My fault, it seem like not so bad compare to Crystal old version, although, still slow than ruby 3.1.0 with --jit 27X

@asterite , @anon69898395 , i test on my laptop with fib(42) too, this time i copy running code directly, no mistakes.

require "big"

def fib(n)
  if n <= 1
    1.to_big_i
  else
    fib(n - 1) + fib(n - 2)
  end
end

time = Time.local
puts fib(42.to_big_i)
puts Time.local - time

 ╰─ $ cr build 1.cr --release

 ╭─ 22:52  zw963 ⮀ ~/Crystal/play ⮀ ➦ ruby-3.1.0 
 ╰─ $ ./1 
433494437
00:03:25.531308608

So, @asterite , Is the performance difference a little big between mac and linux ?(26s vs 205s)

My laptop config:

lg gram 17 2020

I really wouldn’t know, but is this maybe really just due to BigInt?

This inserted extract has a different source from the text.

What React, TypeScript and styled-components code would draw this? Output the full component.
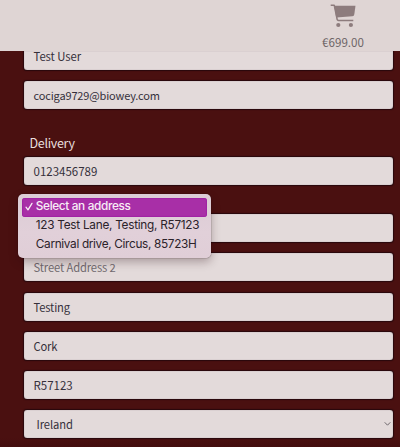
import React from "react";
import styled, { createGlobalStyle } from "styled-components";

const Global = createGlobalStyle`
  * { box-sizing: border-box; }
  body {
    margin: 0;
    background: #4a1010;
    overflow: hidden;
    font-family: "Noto Sans CJK SC", "Noto Sans", sans-serif;
  }
`;

const Page = styled.div`
  height: 447px;
  display: flex;
  flex-direction: column;
  overflow: hidden;
  background: linear-gradient(#4a1010 0, #4a1010 438px, #430d0e 447px);
`;

const Header = styled.header`
  flex: none;
  height: 51px;
  padding: 4px 0 0 286px;
  display: flex;
  flex-direction: column;
  align-items: center;
  background: #dfd5d4;
`;

const Total = styled.span`
  margin-top: 7px;
  font-size: 11.6px;
  line-height: 14px;
  color: #6e6567;
`;

const Form = styled.main`
  padding: 0 7px 0 24px;
`;

const Group = styled.section`
  display: flex;
  flex-direction: column;
  gap: 11.2px;
`;

const Field = styled.div<{ $muted?: boolean; $clipped?: boolean; $indent?: number }>`
  height: ${(p) => (p.$clipped ? 19 : 28)}px;
  padding: 0 2px 0 ${(p) => 9.5 + (p.$indent ?? 0)}px;
  display: flex;
  align-items: ${(p) => (p.$clipped ? "flex-start" : "center")};
  justify-content: space-between;
  border-radius: ${(p) => (p.$clipped ? "0 0 3px 3px" : "3px")};
  background: #e3dada;
  box-shadow: 0 0 1px 0.5px #29080d, inset 0 0 1px #8a7c80;
  clip-path: ${(p) => (p.$clipped ? "inset(0 -2px -2px -2px)" : "none")};
  color: ${(p) => (p.$muted ? "#716b70" : "#35303a")};
`;

const Value = styled.span<{ $size?: number; $spacing?: number; $up?: number }>`
  font-size: ${(p) => p.$size ?? 11.5}px;
  line-height: 16px;
  letter-spacing: ${(p) => p.$spacing ?? 0}px;
  margin-top: ${(p) => -(p.$up ?? 0)}px;
  white-space: nowrap;
`;

const Heading = styled.h2`
  margin: 25px 0 6px 5.5px;
  font-size: 12.5px;
  line-height: 17px;
  font-weight: 400;
  letter-spacing: -0.3px;
  color: #e8dedd;
`;

const SelectSlot = styled.div`
  position: relative;
  height: 29px;
`;

const Menu = styled.ul`
  position: absolute;
  z-index: 2;
  top: 8.5px;
  left: -6px;
  width: 193px;
  height: 64px;
  margin: 0;
  padding: 4px;
  list-style: none;
  border-radius: 5px;
  background: linear-gradient(#dbccd5, #e1d0d9 60%, #e0ced7);
  box-shadow: 0 0 1px #170708, 0 4px 10px rgba(40, 10, 15, 0.3);
  font-family: Inter, sans-serif;
  font-size: 11.8px;
`;

const Option = styled.li<{ $selected?: boolean; $spacing: number }>`
  height: 19px;
  padding-bottom: 2px;
  display: flex;
  align-items: center;
  border-radius: 3px;
  background: ${(p) => (p.$selected ? "#a82fa7" : "transparent")};
  box-shadow: ${(p) => (p.$selected ? "inset 0 0 1px 0.5px #9818a0" : "none")};
  color: ${(p) => (p.$selected ? "#f8edf6" : "#2b222a")};
  font-weight: ${(p) => (p.$selected ? 500 : 400)};
  letter-spacing: ${(p) => p.$spacing}px;
  white-space: nowrap;
`;

const Mark = styled.span`
  width: 13.8px;
  flex: none;
  display: flex;
  padding: 1px 0 0 3px;
`;

const Cart = () => (
  <svg width="26" height="24" viewBox="0 0 26 24" fill="none">
    <path d="M4.2 1.7h21.3l-1.2 8.6c-.2 1.3-.8 1.9-2 2L6.2 13.6z" fill="#8d7c7d" />
    <path d="M.7 1.2h3.5l2.6 12.3c.1 2 .6 3 1.8 3h14.7" stroke="#8d7c7d" strokeWidth="1.5" strokeLinejoin="round" />
    <circle cx="8.3" cy="21" r="2.1" fill="#8d7c7d" />
    <circle cx="20.9" cy="21" r="2.1" fill="#8d7c7d" />
  </svg>
);

const Check = () => (
  <svg width="8" height="9" viewBox="0 0 8 9" fill="none">
    <path d="M1 5.2 3 7.8 7 1.4" stroke="#f8edf6" strokeWidth="1.3" strokeLinecap="round" strokeLinejoin="round" />
  </svg>
);

const Chevron = () => (
  <svg width="7" height="6" viewBox="0 0 7 6" fill="none">
    <path d="M.7 1.3 3.5 4.2 6.3 1.3" stroke="#6f686d" strokeWidth="1" />
  </svg>
);

const options = [
  { label: "Select an address", selected: true, spacing: -0.35 },
  { label: "123 Test Lane, Testing, R57123", spacing: -0.27 },
  { label: "Carnival drive, Circus, 85723H", spacing: -0.33 },
];

export default function App() {
  return (
    <>
      <Global />
      <Page>
        <Header>
          <Cart />
          <Total>€699.00</Total>
        </Header>
        <Form>
          <Group>
            <Field $clipped><Value $up={3} $size={11.3} $spacing={-0.05}>Test User</Value></Field>
            <Field><Value $size={11} $spacing={-0.15}>cociga9729@biowey.com</Value></Field>
          </Group>
          <Heading>Delivery</Heading>
          <Field><Value>0123456789</Value></Field>
          <SelectSlot>
            <Menu>
              {options.map((o) => (
                <Option key={o.label} $selected={o.selected} $spacing={o.spacing}>
                  <Mark>{o.selected && <Check />}</Mark>
                  {o.label}
                </Option>
              ))}
            </Menu>
          </SelectSlot>
          <Group>
            <Field />
            <Field $muted><Value $size={11.2} $spacing={-0.12}>Street Address 2</Value></Field>
            <Field><Value $size={11.2} $spacing={-0.15}>Testing</Value></Field>
            <Field><Value $size={11.2} $spacing={-0.15}>Cork</Value></Field>
            <Field><Value>R57123</Value></Field>
            <Field $indent={3}>
              <Value $size={11.2} $spacing={-0.1}>Ireland</Value>
              <Chevron />
            </Field>
          </Group>
        </Form>
      </Page>
    </>
  );
}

I assume that ruby doesn’t use bigint until it becomes necessary!?

Right, I think Ruby runs their own implementation of BigInt which is probably more efficient.

One idea I had in mind was not allocating a LibGMP BigInt if the value fits, say, and Int64.

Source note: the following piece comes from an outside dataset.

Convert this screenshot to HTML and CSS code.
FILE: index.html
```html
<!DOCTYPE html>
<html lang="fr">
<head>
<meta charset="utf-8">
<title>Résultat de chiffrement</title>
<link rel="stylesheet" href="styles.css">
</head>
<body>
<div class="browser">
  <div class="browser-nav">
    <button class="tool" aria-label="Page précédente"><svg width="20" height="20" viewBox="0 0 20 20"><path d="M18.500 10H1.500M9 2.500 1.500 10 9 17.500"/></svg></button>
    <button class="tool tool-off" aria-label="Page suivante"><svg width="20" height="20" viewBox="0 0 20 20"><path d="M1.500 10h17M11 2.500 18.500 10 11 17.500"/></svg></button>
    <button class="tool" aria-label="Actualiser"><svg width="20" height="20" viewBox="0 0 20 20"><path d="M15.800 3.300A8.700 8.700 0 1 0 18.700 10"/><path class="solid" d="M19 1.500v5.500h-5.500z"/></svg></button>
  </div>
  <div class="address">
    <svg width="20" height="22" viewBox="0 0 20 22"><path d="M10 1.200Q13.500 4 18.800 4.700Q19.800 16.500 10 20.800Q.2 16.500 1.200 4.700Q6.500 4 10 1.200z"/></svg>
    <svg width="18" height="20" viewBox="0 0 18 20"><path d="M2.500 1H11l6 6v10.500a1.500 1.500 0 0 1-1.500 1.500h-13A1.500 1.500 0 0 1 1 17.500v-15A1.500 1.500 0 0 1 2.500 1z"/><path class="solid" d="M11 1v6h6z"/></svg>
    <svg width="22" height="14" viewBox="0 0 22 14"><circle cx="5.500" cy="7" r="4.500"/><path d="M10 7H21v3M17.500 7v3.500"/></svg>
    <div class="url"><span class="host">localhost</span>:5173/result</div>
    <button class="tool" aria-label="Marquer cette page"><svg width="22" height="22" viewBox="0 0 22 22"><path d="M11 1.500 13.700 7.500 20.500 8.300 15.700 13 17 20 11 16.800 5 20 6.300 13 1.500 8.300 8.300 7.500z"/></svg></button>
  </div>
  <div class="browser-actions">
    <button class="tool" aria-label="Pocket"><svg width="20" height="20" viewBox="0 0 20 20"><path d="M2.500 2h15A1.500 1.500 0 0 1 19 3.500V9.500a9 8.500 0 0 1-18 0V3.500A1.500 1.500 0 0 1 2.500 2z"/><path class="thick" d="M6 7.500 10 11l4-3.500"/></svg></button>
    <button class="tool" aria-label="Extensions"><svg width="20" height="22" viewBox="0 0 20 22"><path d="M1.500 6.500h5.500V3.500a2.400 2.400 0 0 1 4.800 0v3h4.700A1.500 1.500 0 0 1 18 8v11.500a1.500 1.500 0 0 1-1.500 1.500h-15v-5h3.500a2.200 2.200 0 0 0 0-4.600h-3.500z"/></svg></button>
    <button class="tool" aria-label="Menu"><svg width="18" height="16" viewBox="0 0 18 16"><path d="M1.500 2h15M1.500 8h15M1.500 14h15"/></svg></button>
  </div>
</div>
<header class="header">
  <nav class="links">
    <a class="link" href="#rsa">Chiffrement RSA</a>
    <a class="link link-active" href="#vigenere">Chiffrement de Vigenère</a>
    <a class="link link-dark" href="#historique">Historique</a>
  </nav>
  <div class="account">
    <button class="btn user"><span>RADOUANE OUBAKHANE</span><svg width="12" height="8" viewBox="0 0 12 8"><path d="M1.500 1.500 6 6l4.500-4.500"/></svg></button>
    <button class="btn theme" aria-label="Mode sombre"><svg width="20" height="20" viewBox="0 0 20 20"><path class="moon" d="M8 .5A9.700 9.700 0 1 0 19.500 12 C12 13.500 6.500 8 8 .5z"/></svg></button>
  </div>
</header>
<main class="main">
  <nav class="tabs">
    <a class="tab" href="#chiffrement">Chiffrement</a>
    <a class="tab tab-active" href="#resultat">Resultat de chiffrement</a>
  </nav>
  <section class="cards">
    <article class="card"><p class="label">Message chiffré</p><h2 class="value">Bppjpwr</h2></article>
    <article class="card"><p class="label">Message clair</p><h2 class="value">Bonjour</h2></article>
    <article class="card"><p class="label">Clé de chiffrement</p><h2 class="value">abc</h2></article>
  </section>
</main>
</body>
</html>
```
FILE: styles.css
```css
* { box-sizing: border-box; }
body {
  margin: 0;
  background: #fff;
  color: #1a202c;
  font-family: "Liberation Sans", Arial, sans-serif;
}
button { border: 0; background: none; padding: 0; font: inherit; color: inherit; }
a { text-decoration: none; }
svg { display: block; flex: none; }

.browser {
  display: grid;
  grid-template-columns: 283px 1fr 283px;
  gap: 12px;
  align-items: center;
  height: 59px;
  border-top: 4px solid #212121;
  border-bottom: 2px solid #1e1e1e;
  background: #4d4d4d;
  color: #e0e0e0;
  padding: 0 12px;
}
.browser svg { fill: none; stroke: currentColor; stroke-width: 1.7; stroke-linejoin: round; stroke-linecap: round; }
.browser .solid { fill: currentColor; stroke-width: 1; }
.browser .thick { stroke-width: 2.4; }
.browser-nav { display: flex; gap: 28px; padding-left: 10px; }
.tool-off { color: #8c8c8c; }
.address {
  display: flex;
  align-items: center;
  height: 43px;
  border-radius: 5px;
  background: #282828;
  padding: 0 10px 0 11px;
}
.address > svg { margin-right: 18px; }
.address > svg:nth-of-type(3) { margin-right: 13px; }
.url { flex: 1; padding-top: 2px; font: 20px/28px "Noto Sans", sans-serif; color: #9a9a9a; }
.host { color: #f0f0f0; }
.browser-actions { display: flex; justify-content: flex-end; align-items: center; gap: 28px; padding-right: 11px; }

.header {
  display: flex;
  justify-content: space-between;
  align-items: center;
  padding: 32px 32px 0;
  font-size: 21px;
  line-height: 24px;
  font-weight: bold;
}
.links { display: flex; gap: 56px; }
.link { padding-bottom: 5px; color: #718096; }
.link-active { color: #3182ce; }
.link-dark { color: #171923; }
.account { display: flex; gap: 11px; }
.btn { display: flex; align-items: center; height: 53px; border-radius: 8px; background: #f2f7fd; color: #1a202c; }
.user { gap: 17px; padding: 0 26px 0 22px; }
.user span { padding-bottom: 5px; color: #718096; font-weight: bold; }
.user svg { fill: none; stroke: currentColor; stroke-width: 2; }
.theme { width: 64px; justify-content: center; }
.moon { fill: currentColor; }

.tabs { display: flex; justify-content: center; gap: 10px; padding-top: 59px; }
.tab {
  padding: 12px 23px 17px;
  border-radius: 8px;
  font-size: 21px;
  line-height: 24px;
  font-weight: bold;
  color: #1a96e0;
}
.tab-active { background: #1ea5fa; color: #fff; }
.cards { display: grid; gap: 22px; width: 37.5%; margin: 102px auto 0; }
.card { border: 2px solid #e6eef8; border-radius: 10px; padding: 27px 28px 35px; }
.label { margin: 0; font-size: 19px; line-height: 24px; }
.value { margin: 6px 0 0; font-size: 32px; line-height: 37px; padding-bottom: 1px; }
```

Yes, the really issue come from BigInt, following code is quite fast even when i run fib(46) which exceed the maximum of Int32.

def fib(n) : Int64
  if n <= 1
    1_i64
  else
    fib(n - 1) + fib(n - 2)
  end
end

time = Time.local
puts fib(46)
puts Time.local - time

 ╰─ $ cr build 1.cr --release

 ╭─ 23:08  zw963 ⮀ ~/Crystal/play ⮀ ➦ ruby-3.1.0 
 ╰─ $ ./1 
2971215073
00:00:09.300332441

I think the current issue is, why allocate BigInt object so quickly on mac than linux?

 ╰─ $ cr version
Crystal 1.6.0-dev [c502c77d8] (2022-09-16)

LLVM: 14.0.6
Default target: x86_64-pc-linux-gnu

The M1 is a beast. It’s super fast. The compiler compiles for me in like 12 seconds, while on other machines I heard it takes like 45 seconds.

In any case, the performance issue with BigInt is known.

One way to improve this is by representing BigInt internally as a union of a primitive value (say Int64) or a LibGMP::MPZ instance. Then if you do BigInt.new(1) it’s just an Int64 under the hood. If we add one to it, it’s still an Int64. But once it exceeds the limit we would just then call libgmp.

But it’s a lot of work to do! So PRs are welcome

It’s exactly that.

Although ruby’s bigint seems in general to perform better than the one of crystal.

If one changes the algorithm to something like

def fib(n)
  return n if n<2
  i, y, z= 2, BigInt.new(1), BigInt.new(1)
  loop do
    return z if i==n
    i, y, z= i+1, z, (y+z)
  end
end

and does things like fib(1_000_000) or even fib(10_000_000) then ruby’s benefit of being able to avoid BigInt for smaller values should be irrelevant as the vast majority of steps will just deal with BigInts anyway. But ruby is still significantly faster

require "big"

def fib(n)
  if n <= 1
    BigInt.new(1)
  else
    fib(n - 1) + fib(n - 2)
  end
end

time = Time.local
p fib(BigInt.new(42))
puts Time.local - time

I try perf the above code.

image1410×940 137 KB

It seem like most of time spent on LibGMP.add LibGMP.add_ui and LibGC.malloc , ->(size) { GC.malloc(size) }, new object occupation is only 17.6%.

i don’t sure if those percent is related, maybe there exits others issue for linux LibGMP build? @asterite

I have a perf.data.xz, 281M, if you prefer to analysis, i can send you some some where.

Right, Ruby doesn’t use libgmp. They have their own algorithm for bigint. Maybe it’s more performant than libgmp. Also maybe it ties better with their GC, no idea.

Yes, i test it too, Ruby 2X faster than Crystal, it spend a lot of time in same object allocation too.

I don’t know about the internals of LibGMP but maybe GC.malloc_atomic can be used instead of GC.malloc . That way the GC will not go into the payload of that allocation looking for possible pointers.

I tested this code on M1 Max both with and without GC. Both takes roughly same amount of time

➜  ./bigint
2971215073
00:00:07.872998000
➜  ./bigint_nogc
2971215073
00:00:07.872679000

I think that’s to be expected. The garbage collection doesn’t even get any chance to run. The program is a tight CPU loop with no IO or any other opportunity where execution could possibly jump to the GC fiber.